Die die Leichenteile empfangenden Söhne Israels sind nach Moses früherer Unterweisung gehalten, das Böse aus ihrer Mitte zu entfernen. Sie ziehen deshalb im Einvernehmen mit ihrem Gott JHWH gegen die BENJAMINiter in den Krieg. Das geschieht, weil die BENJAMINiter ihrerseits hart bleiben und die Schuldigen, die das Verbrechen auf ihrem Gebiet begangen haben, nicht ausliefern und so nicht dem Tod anheimgegeben. Der Konflikt wird zum Selbstzerstörungsprozess der Israeliten, die an sich aber die Einheit des Volkes bewahren müssen.

Um die wahre Konfliktlinie zu erfassen, muss man den Zwiespalt der BENJAMINiter unter dem Gesichtspunkt des Wesens ihres Archetyps reflektieren. Sie selbst haben das Unrecht nicht verübt und doch geschah es auf ihrem Gebiet. Der 12. Stamm ist auf höhere Weise der Ganzheit und ihrer Ordnung verpflichtet. Eine solche Sicht können die Söhne Israels nicht nachvollziehen. Vielmehr erweitern sie ihren Treueschwur gegenüber ihrem Gotte JHWH und ziehen mit dessen Zustimmung in den Krieg gegen die BENJAMINiter. Die aus linearer Sicht getroffene Ausdehnung des Schwures auf ihre Frauen, die sie wegen der verübten Schandtat den BENJAMINitern nicht mehr geben wollen, hat für sie scheinbar verheerende Folgen. Am Ende ist „… die Frau aus BENJAMIN ausgerottet“ (Ri 21:16). Dem Volk dem die Frauen fehlen, hat keine Zukunft mehr. Das bedroht nicht nur den 12. Stamm, sondern die Söhne Israel als Ganzes. Am Ende sind die Israeliten zum Raub von Frauen gegenüber Fremden gezwungen und erfüllen darin über einen schmerzhaften Umweg das Wesen BENJAMINs, der „ein Wolf ist, der zerreißt und am Abend die Beute verteilt …“  (s.u. Gen 49:27). Die Quintessenz ist: Die Söhne Israels werden aufgrund ihres gutgemeinten Schwurs über das Schicksal zu Räubern.

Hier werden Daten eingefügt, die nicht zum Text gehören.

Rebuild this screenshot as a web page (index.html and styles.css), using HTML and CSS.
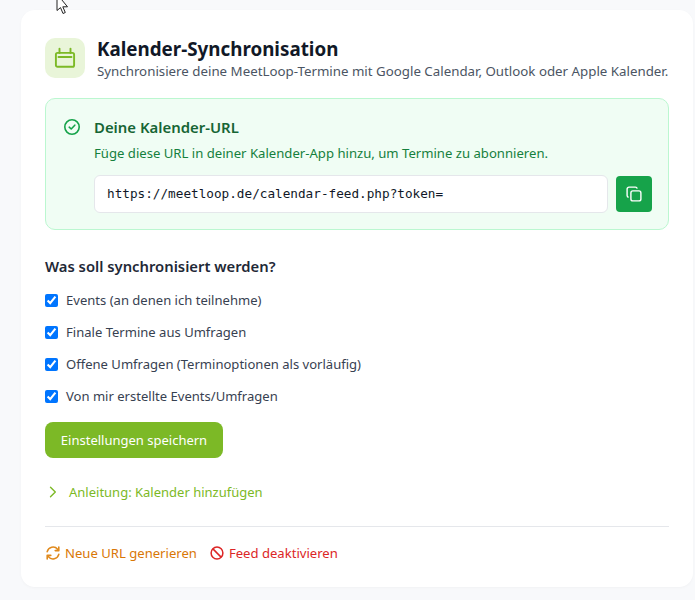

Der Schwur reflektiert das Wesen der Sieben, weshalb man die Sieben auch die Schwurzahl nennt. Sie ist es wegen ihrer Konsequenz und Unerbittlichkeit gegenüber den weltlichen Unvollkommenheiten. Gegen die Sieben haben Täuschung und Betrug auf Dauer keine Chance. Wenn die in der Polarität und in der Unvollkommenheit lebenden Menschen ihren Bezug zur ungreifbaren Vollkommenheit sichtbar erklären wollen, beziehen sie sich auf deren Repräsentant in der Welt. Das ist die Sieben. Die Reflexion der Vollkommenheit erfolgt jedoch immer aus der unvollkommenen Welt heraus und bleibt deshalb immer mangelhaft. Das relativiert auch jeden Schwur und führt die Vorstellung der Menschen von der Vollkommenheit an ihre Grenze. Jene Grenze zeigt die letzte Erzählung des siebten Buches, die Erzählung von MICHA auf. Die Israeliten scheitern an ihrem eigenen Schwur. Ihr unbedingtes Bekennen zur Ganzheit führt endlich dazu, dass ihnen die Zweiheit, das Weibliche fehlt. Das aber ist notwendig, um die Ganzheit und ihre Ordnung (12) abzubilden. Die wahre Einheit alias Ganzheit schließt die Zweiheit ein. Nur so kann sie eine neue Dimension erschließen. Deren Ordnung wird durch die zweigliedrige Zahl 12 sichtbar.

Die größeren über die Zahl 12 sichtbar werdenden Zusammenhänge überschauen die Israeliten nicht und reagieren auf ihre Weise „eindeutig“ aber doch linearlogisch. Sie versammeln „40.0000 Mann als Einheit“ und ziehen nach GIBEA auf das Gebiet der BENJAMINiter. Der 12. Stamm, die BENJAMINiter hingegen war im Besitz des Wissens um den unaussprechbaren Gottesnamen JHWH (10-5-6-5), der von der hohen Ebene der 10 berichtet, die in zwei sie beherbergende Bewusstseinskategorien (5 & 5) zerfällt (siehe Aufsatz „Die Zahl 26 und der unaussprechbare Gottesnamen JHWH“). Anstatt wie von den Israeliten erwartet, liefern die BENJAMINiter die ruchlosen Männer nicht aus, sondern mustern stattdessen 26.000 Kriegsmänner unter denen „700 Linkshänder waren, deren Steinwurf ihr Ziel nie verfehlte“.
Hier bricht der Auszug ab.